With SCCM, we can both control the Update Source and Frequency of Updates, as well as deliver them from an internal location. We use the SCCM console to manage which updates are made available to users. When we approve updates in SCCM, they’re approved within SCCM’s own instance of WSUS and delivered that way.
Conversely, we can control both update source (whether via an internal update source (WSUS) or through Windows Update over the web) and frequency for devices with InTune, but if we want to manage which updates devices receive, we have to manage them manually using our own WSUS instance.
This will become less of an issue, as there are no more individual updates released anymore, as of September 2016.
Conclusion : who is Intune really for?
Microsoft has been the uncontested champion of enterprise and the workplace for the last two decades. However, things change. Schools are moving more and more to Google Apps, using GMail addresses for employees and the Google Apps suite of productivity tools for faculty and staff, and deploying comodity hardware Chromebooks to students. This has been the trend for almost ten years now.
These students grow up with an Android or iPhone, get a Chromebook or Macbook for school, and then go through college and graduate without ever touching many Windows machines. It’s pretty reasonable to assume that they’ll then enter the workforce or start their own companies after that.
And when they do, they are NOT going to think Microsoft as their first choice. They won’t even be familiar with Windows Domains, Roaming Profiles, any of that.

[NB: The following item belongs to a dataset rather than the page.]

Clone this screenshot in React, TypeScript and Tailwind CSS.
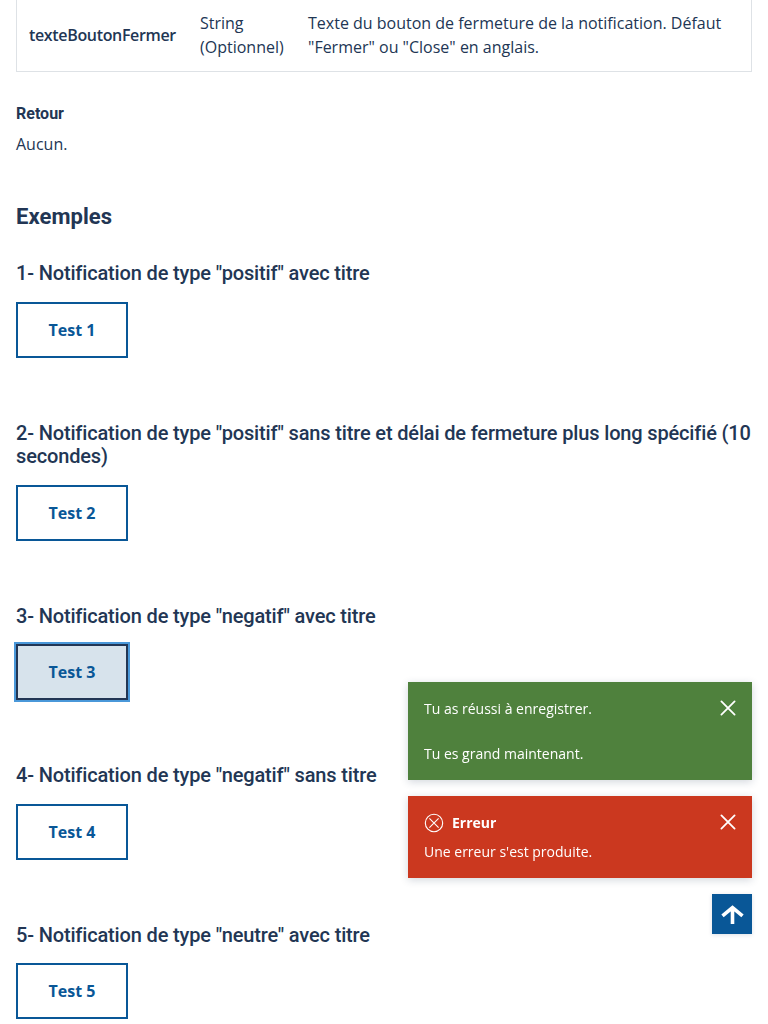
import React from 'react';

type Example = { id: number; title: string; focused?: boolean };

const examples: Example[] = [
  { id: 1, title: '1- Notification de type "positif" avec titre' },
  { id: 2, title: '2- Notification de type "positif" sans titre et délai de fermeture plus long spécifié (10 secondes)' },
  { id: 3, title: '3- Notification de type "negatif" avec titre', focused: true },
  { id: 4, title: '4- Notification de type "negatif" sans titre' },
  { id: 5, title: '5- Notification de type "neutre" avec titre' },
];

function ExampleSection({ id, title, focused }: Example) {
  const base = 'block h-14 w-28 border-2 font-bold text-base leading-6 text-[#095797]';
  const state = focused
    ? 'border-[#223654] bg-[#d7e3ec] outline-2 outline-[#4a98d9]'
    : 'border-[#095797] bg-white';
  return (
    <section className="mb-16">
      <h3 className="-mr-2 mb-[16.6px] font-[Roboto,sans-serif] text-[20px] font-medium leading-[23px] tracking-[-0.155px]">{title}</h3>
      <button className={`${base} ${state}`}>Test {id}</button>
    </section>
  );
}

function CloseButton() {
  return (
    <button aria-label="Fermer" className="flex size-4 shrink-0 items-center justify-center">
      <svg width="16" height="16" viewBox="0 0 16 16" fill="none" stroke="white" strokeWidth="1.8" strokeLinecap="round">
        <path d="M1.4 1.4 14.6 14.6M14.6 1.4 1.4 14.6" />
      </svg>
    </button>
  );
}

export default function App() {
  return (
    <div className="h-screen overflow-hidden bg-white px-4 font-['Open_Sans',sans-serif] text-base text-[#223654]">
      <div className="flex h-[72px] items-start border border-t-0 border-[#dee2e6] pt-[11px] leading-6">
        <div className="w-[171px] pl-3 pt-3 font-semibold tracking-[-0.34px]">texteBoutonFermer</div>
        <div className="w-[108px] pl-3">String (Optionnel)</div>
        <div className="flex-1 px-3">
          Texte du bouton de fermeture de la notification. Défaut "Fermer" ou "Close" en anglais.
        </div>
      </div>
      <h4 className="mt-8 font-[Roboto,sans-serif] text-base font-bold leading-[19px]">Retour</h4>
      <p className="mt-[9px] leading-6">Aucun.</p>
      <h2 className="mt-[47px] mb-[32.4px] font-[Roboto,sans-serif] text-[22px] font-bold leading-[27px] tracking-[0.06px]">Exemples</h2>
      {examples.map((e) => (
        <ExampleSection key={e.id} {...e} />
      ))}

      <div className="fixed right-4 top-[682px] flex w-[344px] flex-col items-end gap-4 text-sm leading-[21px] text-white">
        <div className="flex h-[98px] w-full justify-between bg-[#4f813d] px-4 shadow-[0_2px_8px_rgba(34,54,84,0.2)]">
          <div className="pt-4">
            <p>Tu as réussi à enregistrer.</p>
            <p className="mt-6">Tu es grand maintenant.</p>
          </div>
          <div className="pt-[18px]"><CloseButton /></div>
        </div>
        <div className="flex h-[82px] w-full justify-between bg-[#cb381f] px-4 shadow-[0_2px_8px_rgba(34,54,84,0.2)]">
          <div className="pt-4">
            <div className="flex items-center gap-2">
              <svg width="20" height="20" viewBox="0 0 20 20" fill="none" stroke="white" strokeWidth="1.1">
                <circle cx="10" cy="10" r="8.7" />
                <path d="m5.4 5.4 9.2 9.2m0-9.2-9.2 9.2" />
              </svg>
              <strong className="font-bold">Erreur</strong>
            </div>
            <p className="mt-2">Une erreur s'est produite.</p>
          </div>
          <div className="pt-[18px]"><CloseButton /></div>
        </div>
        <button aria-label="Haut de page" className="flex size-10 items-center justify-center bg-[#095797] shadow-[0_1px_4px_rgba(34,54,84,0.15)]">
          <svg width="40" height="40" viewBox="0 0 40 40" fill="none" stroke="white" strokeWidth="3.6">
            <path d="M20.5 30V13.5M10.5 21.8l10-8.3 10 8.3" />
          </svg>
        </button>
      </div>
    </div>
  );
}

For this new class of worker and this new workplace, we have Intune. Sure, it’s not as fully fledged as SCCM, but it doesn’t need to be, since there probably won’t be standardized hardware anyway. These machines will probably be Azure AD Workplace Joined, which isn’t as deep as Group Policy, but it handles most of the big asks without breaking a sweat.
Intune is the story of ‘good-enough’ administration.
It’s not GPO, SCCM or even MDT but it doesn’t have to be.